→ EXERCISE OBJECTIVE: Your task is to transcribe all of the data below exactly, omitting the images.

→ SOURCE MATERIAL:
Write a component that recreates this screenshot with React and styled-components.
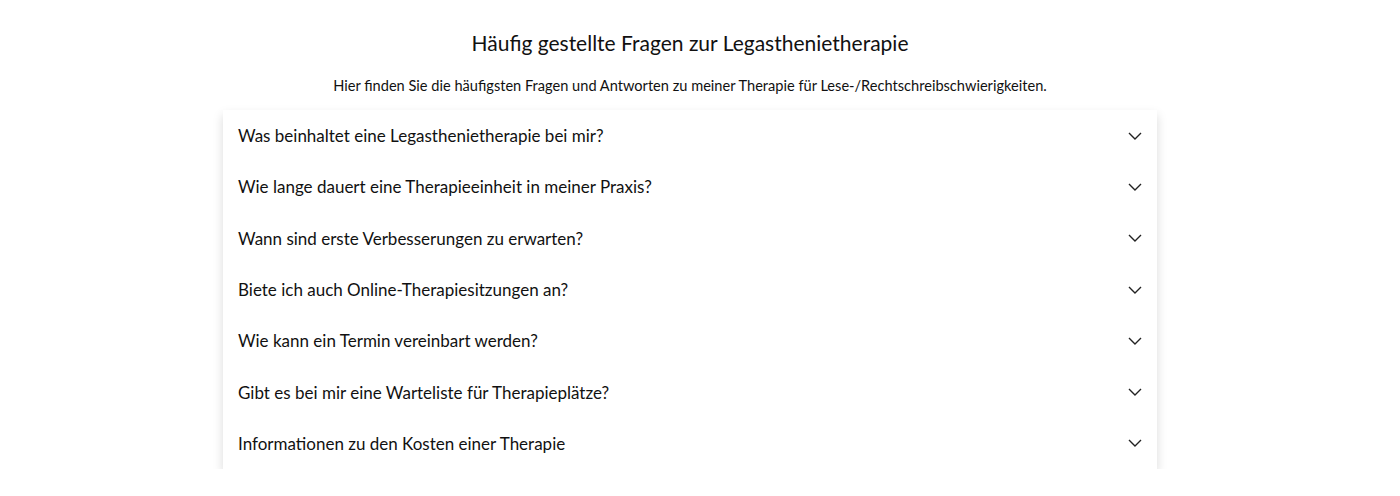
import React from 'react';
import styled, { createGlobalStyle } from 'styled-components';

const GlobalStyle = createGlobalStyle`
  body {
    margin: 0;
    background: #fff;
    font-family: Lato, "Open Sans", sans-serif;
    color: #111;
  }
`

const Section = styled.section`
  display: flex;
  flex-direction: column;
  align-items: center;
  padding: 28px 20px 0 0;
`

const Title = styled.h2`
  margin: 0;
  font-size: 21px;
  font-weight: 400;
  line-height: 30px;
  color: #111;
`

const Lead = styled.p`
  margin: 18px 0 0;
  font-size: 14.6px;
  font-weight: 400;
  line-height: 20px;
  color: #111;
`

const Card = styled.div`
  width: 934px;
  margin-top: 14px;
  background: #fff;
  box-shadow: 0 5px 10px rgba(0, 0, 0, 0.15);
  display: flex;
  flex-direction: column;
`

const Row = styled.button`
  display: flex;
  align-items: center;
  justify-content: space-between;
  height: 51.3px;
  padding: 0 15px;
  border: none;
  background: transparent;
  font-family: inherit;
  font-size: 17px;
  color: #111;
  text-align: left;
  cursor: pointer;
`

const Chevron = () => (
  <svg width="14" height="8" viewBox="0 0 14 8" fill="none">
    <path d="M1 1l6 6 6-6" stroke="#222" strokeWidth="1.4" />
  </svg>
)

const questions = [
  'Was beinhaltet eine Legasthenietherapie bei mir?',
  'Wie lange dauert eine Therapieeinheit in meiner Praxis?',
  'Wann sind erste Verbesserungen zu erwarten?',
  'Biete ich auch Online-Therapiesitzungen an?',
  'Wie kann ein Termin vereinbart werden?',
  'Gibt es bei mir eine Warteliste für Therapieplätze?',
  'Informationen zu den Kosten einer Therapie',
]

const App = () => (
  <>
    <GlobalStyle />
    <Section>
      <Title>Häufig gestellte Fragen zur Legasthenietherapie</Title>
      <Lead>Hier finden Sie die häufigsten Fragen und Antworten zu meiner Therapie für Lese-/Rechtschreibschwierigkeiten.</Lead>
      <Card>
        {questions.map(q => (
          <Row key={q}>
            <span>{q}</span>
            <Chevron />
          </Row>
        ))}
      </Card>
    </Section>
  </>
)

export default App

→ RESPONSE TO THE TASK:
Write a component that recreates this screenshot with React and styled-components.
import React from 'react';
import styled, { createGlobalStyle } from 'styled-components';

const GlobalStyle = createGlobalStyle`
  body {
    margin: 0;
    background: #fff;
    font-family: Lato, "Open Sans", sans-serif;
    color: #111;
  }
`

const Section = styled.section`
  display: flex;
  flex-direction: column;
  align-items: center;
  padding: 28px 20px 0 0;
`

const Title = styled.h2`
  margin: 0;
  font-size: 21px;
  font-weight: 400;
  line-height: 30px;
  color: #111;
`

const Lead = styled.p`
  margin: 18px 0 0;
  font-size: 14.6px;
  font-weight: 400;
  line-height: 20px;
  color: #111;
`

const Card = styled.div`
  width: 934px;
  margin-top: 14px;
  background: #fff;
  box-shadow: 0 5px 10px rgba(0, 0, 0, 0.15);
  display: flex;
  flex-direction: column;
`

const Row = styled.button`
  display: flex;
  align-items: center;
  justify-content: space-between;
  height: 51.3px;
  padding: 0 15px;
  border: none;
  background: transparent;
  font-family: inherit;
  font-size: 17px;
  color: #111;
  text-align: left;
  cursor: pointer;
`

const Chevron = () => (
  <svg width="14" height="8" viewBox="0 0 14 8" fill="none">
    <path d="M1 1l6 6 6-6" stroke="#222" strokeWidth="1.4" />
  </svg>
)

const questions = [
  'Was beinhaltet eine Legasthenietherapie bei mir?',
  'Wie lange dauert eine Therapieeinheit in meiner Praxis?',
  'Wann sind erste Verbesserungen zu erwarten?',
  'Biete ich auch Online-Therapiesitzungen an?',
  'Wie kann ein Termin vereinbart werden?',
  'Gibt es bei mir eine Warteliste für Therapieplätze?',
  'Informationen zu den Kosten einer Therapie',
]

const App = () => (
  <>
    <GlobalStyle />
    <Section>
      <Title>Häufig gestellte Fragen zur Legasthenietherapie</Title>
      <Lead>Hier finden Sie die häufigsten Fragen und Antworten zu meiner Therapie für Lese-/Rechtschreibschwierigkeiten.</Lead>
      <Card>
        {questions.map(q => (
          <Row key={q}>
            <span>{q}</span>
            <Chevron />
          </Row>
        ))}
      </Card>
    </Section>
  </>
)

export default App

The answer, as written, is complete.